Craters of the Moon National Monument and Preserve is located in Arco, Idaho. The unique terrain, formed by earthquake activity, appears similar to the moon’s surface. The now-protected basaltic lava field was formed from volcanic lava eruptions over the past 15,000 years.
In fact, NASA has used this area to train astronauts about geology. Alan Shepard, Edgar Mitchell, Joe Engle, and Eugene Cernan all came to Craters of the Moon to prepare for their trip to space in the 1960’s. They explored the lava landscape and learned about volcanic geology. Because they would have limited space to bring moon rock samples back to Earth, it was necessary for them to identify rocks on the moon. Today this Preserve is still be used for ongoing space research.
We visited in early September, avoiding the heat of summer, in this area with no shade!

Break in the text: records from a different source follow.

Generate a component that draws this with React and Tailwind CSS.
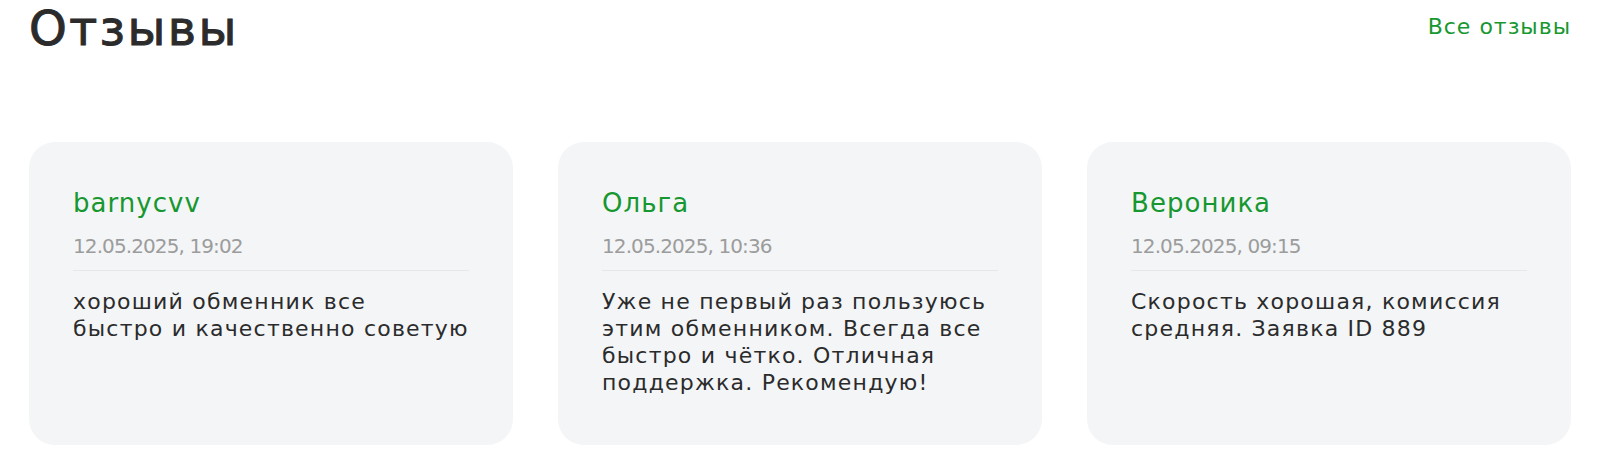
const reviews = [
  {
    id: 1,
    name: "barnycvv",
    date: "12.05.2025, 19:02",
    lines: ["хороший обменник все", "быстро и качественно советую"],
  },
  {
    id: 2,
    name: "Ольга",
    date: "12.05.2025, 10:36",
    lines: [
      "Уже не первый раз пользуюсь",
      "этим обменником. Всегда все",
      "быстро и чётко. Отличная",
      "поддержка. Рекомендую!",
    ],
  },
  {
    id: 3,
    name: "Вероника",
    date: "12.05.2025, 09:15",
    lines: ["Скорость хорошая, комиссия", "средняя. Заявка ID 889"],
  },
];

const ReviewCard = ({ review }) => (
  <div className="h-[303px] rounded-[26px] bg-[#f3f5f7] px-[44px] pt-[45px]">
    <div className="text-[26px] leading-[32px] tracking-[0.04em] text-[#17972f]">{review.name}</div>
    <div className="mt-[14px] pb-[11px] text-[20px] leading-[26px] tracking-[-0.045em] text-[#9c9c9c] border-b border-[#e5e8eb]">
      {review.date}
    </div>
    <p className="mt-[17px] text-[22px] leading-[27px] tracking-[0.055em] text-[#2b2b2b]">
      {review.lines.map((line) => (
        <span key={line} className="block whitespace-nowrap">
          {line}
        </span>
      ))}
    </p>
  </div>
);

export default function App() {
  return (
    <div className="h-[452px] overflow-hidden bg-white px-[29px] pt-[4px] font-['DejaVu_Sans',sans-serif]">
      <div className="flex items-start justify-between">
        <h2 className="text-[48px] leading-[48px] tracking-[0.05em] text-[#2b2b2b] [-webkit-text-stroke:1px_#2b2b2b]">
          Отзывы
        </h2>
        <a href="#" className="mt-[8px] text-[22px] leading-[30px] tracking-[0.045em] text-[#17972f]">
          Все отзывы
        </a>
      </div>
      <div className="mt-[90px] grid grid-cols-3 gap-[45px]">
        {reviews.map((r) => (
          <ReviewCard key={r.id} review={r} />
        ))}
      </div>
    </div>
  );
}
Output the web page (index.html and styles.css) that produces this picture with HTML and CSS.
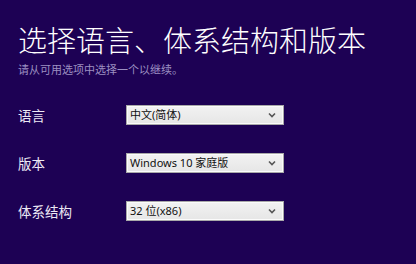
FILE: index.html
```html
<!DOCTYPE html>
<html lang="zh-CN">
<head>
<meta charset="utf-8">
<title>选择语言、体系结构和版本</title>
<link rel="stylesheet" href="styles.css">
</head>
<body>
<div class="page">
  <h1 class="title">选择语言、体系结构和版本</h1>
  <p class="subtitle">请从可用选项中选择一个以继续。</p>
  <div class="form">
    <div class="row">
      <label class="label">语言</label>
      <div class="select">
        <span class="value">中文(简体)</span>
        <svg class="arrow" width="8" height="6" viewBox="0 0 8 6"><path d="M1 1.5 L4 4.5 L7 1.5" fill="none" stroke="#555" stroke-width="1.6"/></svg>
      </div>
    </div>
    <div class="row">
      <label class="label">版本</label>
      <div class="select">
        <span class="value">Windows 10 家庭版</span>
        <svg class="arrow" width="8" height="6" viewBox="0 0 8 6"><path d="M1 1.5 L4 4.5 L7 1.5" fill="none" stroke="#555" stroke-width="1.6"/></svg>
      </div>
    </div>
    <div class="row">
      <label class="label">体系结构</label>
      <div class="select">
        <span class="value">32 位(x86)</span>
        <svg class="arrow" width="8" height="6" viewBox="0 0 8 6"><path d="M1 1.5 L4 4.5 L7 1.5" fill="none" stroke="#555" stroke-width="1.6"/></svg>
      </div>
    </div>
  </div>
</div>
</body>
</html>
```
FILE: styles.css
```css
html, body {
  margin: 0;
  padding: 0;
  background: #1d0154;
  width: 416px;
  height: 264px;
  overflow: hidden;
}
.page {
  padding: 23px 0 0 18px;
  font-family: "Noto Sans", "Noto Sans CJK SC", sans-serif;
}
.title {
  margin: 0;
  font-family: "Noto Sans CJK SC", sans-serif;
  font-weight: 300;
  font-size: 29px;
  line-height: 32px;
  color: #ffffff;
  white-space: nowrap;
}
.subtitle {
  margin: 7px 0 0 0;
  font-family: "Noto Sans CJK SC", sans-serif;
  font-size: 11px;
  line-height: 14px;
  color: #9c90c2;
}
.form {
  margin-top: 29px;
  display: flex;
  flex-direction: column;
  gap: 28px;
}
.row {
  display: flex;
  align-items: center;
  height: 20px;
}
.label {
  width: 108px;
  font-family: "Noto Sans CJK SC", sans-serif;
  font-size: 13.5px;
  line-height: 20px;
  color: #ece8f4;
}
.select {
  position: relative;
  box-sizing: border-box;
  width: 158px;
  height: 20px;
  border: 1px solid #a9a9a9;
  background: linear-gradient(#f2f2f2, #e6e6e6);
  box-shadow: inset 0 0 0 1px #fbfbfb;
  display: flex;
  align-items: center;
  padding-left: 3px;
}
.value {
  font-family: "Noto Sans", "Noto Sans CJK SC", sans-serif;
  font-size: 11px;
  line-height: 18px;
  color: #111;
}
.arrow {
  position: absolute;
  right: 7px;
  top: 6px;
}
```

There were 6 main stops that we explored for the day, each having its own unique qualities:
1. Visitor’s Center
Beginning with a stop at the Visitor’s Center, we watched a movie that gave us background of the area. Next, we grabbed a map and obtained the required pass to visit the caves, before setting off on our self-guided tour.
2. North Crater Flow
North Crater Flow is one of the Parks youngest lava flows, which formed about 2,200 year ago. The purplish-blue tint is from the tiny pieces of obsidian on its surface.
3. Devil’s Orchard
Devil’s Orchard formed as the result of a violent eruption which carried chunks of the crater wall into this area. Today these rock fragments are surrounded by bushes and trees that have grown over the past 2000 years.
4. Inferno Cone
Inferno Cone is a cinder cone that stands 6,181 feet tall. From the parking lot, you can climb to the top, gaining 160 feet of elevation in a quarter of a mile. My son and I took on the challenge, and each time we thought we were approaching the top, another hill appeared above it. The views at the top were stunning!
5. Spatter Cones
Next we walked up one of the spatter cones. Spatter cones are made from lava that was ejected from a vent. They are very fragile and vulnerable to damage, and are essentially mini-volcanoes.
6. The Caves Trail
Aside from climbing the Cinder Cone, the caves were my favorite part of our visit. The most common type of the 400+ caves discovered there are actually Lava Tubes. Lava Tubes form when the lava flow cools the exterior crust, but lava continues to flow within the cave. Only a handful are able to be explored by visitors. The largest, Indian Tunnel, was where we spent most of our time.